After the birth of my first child, I had this overwhelming feeling of an exciting but scary opportunity to get it right. To parent differently than how I was parented. However, I found it seriously difficult because, I knew I didn’t want to continue the type of parenting I’d received, but I didn’t know what the alternative was! Which left me floundering. And left me repeating the very patterns I wanted to break because they were my default settings. And as a control freakish, perfectionist, Type A person, this was unsettling to the extreme. How could I get this parenting thing ‘right’, if I didn’t know what ‘right’ was?!
The very moment I became a mother, I reflected deeply on the parenting I’d received and became very angry. All the wounds I had experienced throughout my childhood bubbled to the surface to be treated. All those insecurities and fears of getting it wrong confronted me. The very moment I became a mother, I immediately felt insignificant and inadequate all over again.
Now, ten years on since becoming a mother, I have come to learn what the alternative is. I now know that love to me means affection, guidance, encouragement, security, and mistakes are ok, they are simply opportunities for growth. Becoming a mother didn’t solve my wounds from my upbringing like I naively thought, it exposed them.
So motherhood made me see myself for who I was. And it was unsettling. I didn’t like looking at myself and questioning the way I was raised. It hurt. So I turned to an escape from these unsettling and painful feelings – wine. Motherhood altered the way I treated alcohol and once I discovered its escapism, I turned to drink as a crutch whenever faced with challenges. A subtle, slow and sinister shift.

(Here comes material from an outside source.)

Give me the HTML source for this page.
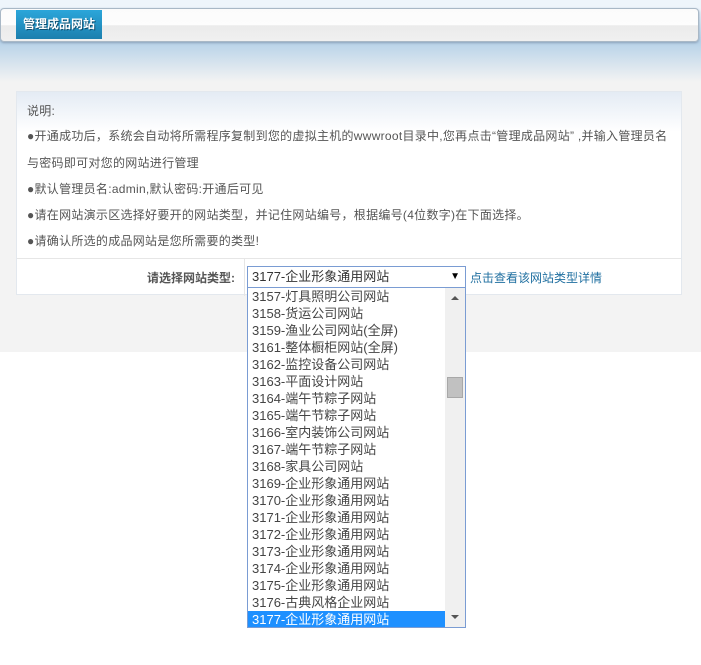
<!DOCTYPE html>
<html><head><meta charset="utf-8"><style>
*{margin:0;padding:0;box-sizing:border-box}
body{width:701px;height:665px;position:relative;background:#fff;font-family:"Liberation Sans","Noto Sans CJK SC",sans-serif;overflow:hidden}
.bg{position:absolute;left:0;top:0;width:701px;height:352px;background:linear-gradient(#eef5fb 0,#eef5fb 8px,#b7d2e8 42px,#f3f3f3 82px,#f3f3f3 100%)}
.bar{position:absolute;left:0;top:8px;width:699px;height:34px;border:1px solid #a9b8c6;border-radius:4px;background:linear-gradient(#fbfbfb 0,#fdfdfd 50%,#ebebeb 52%,#f0f0f0 100%);box-shadow:0 1px 2px #8aa0b8}
.tab{position:absolute;left:16px;top:10px;width:86px;height:29px;background:linear-gradient(#2ba6da,#1c7fae);color:#fff;font-weight:bold;font-size:12px;line-height:29px;text-align:center;text-shadow:1px 1px 0 #0d4d6e}
.panel{position:absolute;left:16px;top:91px;width:666px;height:204px;border:1px solid #e3e8ee;background:linear-gradient(#e4ebf4 0,#fff 40px,#fff 100%)}
.t{position:absolute;left:10px;font-size:12px;color:#555;white-space:nowrap;letter-spacing:0.28px}
.row{position:absolute;left:0;top:166px;width:664px;height:37px;border-top:1px solid #e6e6e6}
.vl{position:absolute;left:227px;top:0;height:37px;border-left:1px solid #e6e6e6}
.lbl{position:absolute;left:130px;top:10px;font-size:12px;color:#555;font-weight:bold}
.sel{position:absolute;left:247px;top:266px;width:219px;height:22px;border:1px solid #7a9cd3;background:#fff;font-size:13px;color:#333;line-height:20px;padding-left:4px}
.sel b{position:absolute;right:5px;top:0;font-size:10px;color:#000}
.lk{position:absolute;left:470px;top:269px;font-size:12px;color:#1f6fa0}
.dd{position:absolute;left:247px;top:287px;width:219px;height:341px;border:1px solid #7a9cd3;background:#fff;overflow:hidden}
.dd p{height:17px;line-height:17px;font-size:13px;color:#444;padding-left:4px;width:197px}
.dd p.s{background:#1e90ff;color:#fff}
.sb{position:absolute;right:0;top:0;width:20px;height:339px;background:#f0f0f0}
.th{position:absolute;left:2px;top:89px;width:16px;height:21px;background:#c1c1c1;border:1px solid #a8a8a8}
.ar{position:absolute;left:6px;width:0;height:0;border-left:4px solid transparent;border-right:4px solid transparent}
</style></head><body>
<div class="bg"></div>
<div class="bar"></div>
<div class="tab">管理成品网站</div>
<div class="panel">
<div class="t" style="top:10px">说明:</div>
<div class="t" style="top:35px">●开通成功后，系统会自动将所需程序复制到您的虚拟主机的wwwroot目录中,您再点击“管理成品网站” ,并输入管理员名</div>
<div class="t" style="top:62px">与密码即可对您的网站进行管理</div>
<div class="t" style="top:88px">●默认管理员名:admin,默认密码:开通后可见</div>
<div class="t" style="top:114px">●请在网站演示区选择好要开的网站类型，并记住网站编号，根据编号(4位数字)在下面选择。</div>
<div class="t" style="top:140px">●请确认所选的成品网站是您所需要的类型!</div>
<div class="row"><div class="vl"></div><div class="lbl">请选择网站类型:</div></div>
</div>
<div class="sel">3177-企业形象通用网站<b>▼</b></div>
<div class="lk">点击查看该网站类型详情</div>
<div class="dd">
<p>3157-灯具照明公司网站</p><p>3158-货运公司网站</p><p>3159-渔业公司网站(全屏)</p><p>3161-整体橱柜网站(全屏)</p><p>3162-监控设备公司网站</p><p>3163-平面设计网站</p><p>3164-端午节粽子网站</p><p>3165-端午节粽子网站</p><p>3166-室内装饰公司网站</p><p>3167-端午节粽子网站</p><p>3168-家具公司网站</p><p>3169-企业形象通用网站</p><p>3170-企业形象通用网站</p><p>3171-企业形象通用网站</p><p>3172-企业形象通用网站</p><p>3173-企业形象通用网站</p><p>3174-企业形象通用网站</p><p>3175-企业形象通用网站</p><p>3176-古典风格企业网站</p><p class="s">3177-企业形象通用网站</p>
<div class="sb"><span class="ar" style="top:8px;border-bottom:4px solid #555"></span><div class="th"></div><span class="ar" style="top:327px;border-top:4px solid #555"></span></div>
</div>
</body></html>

When I became a mum I grew depressed. When I became sober I grew depressed. Both are significant milestones in my life that stripped back, have exposed the same wounds to be treated. The first time, I didn’t know what love meant to me. So I followed the same path my parents showed me, that love is criticism, impatience and frustration. The possibility of treating my wounds was there, but I wanted to escape the flawed me, so I turned to drink.
In sobriety, I have begun treating my wounds, with the same love I now parent with. Parental love and self love is kindness, patience and acceptance. I don’t always, and won’t always get it ‘right’. And that’s ok, because with mistakes comes growth.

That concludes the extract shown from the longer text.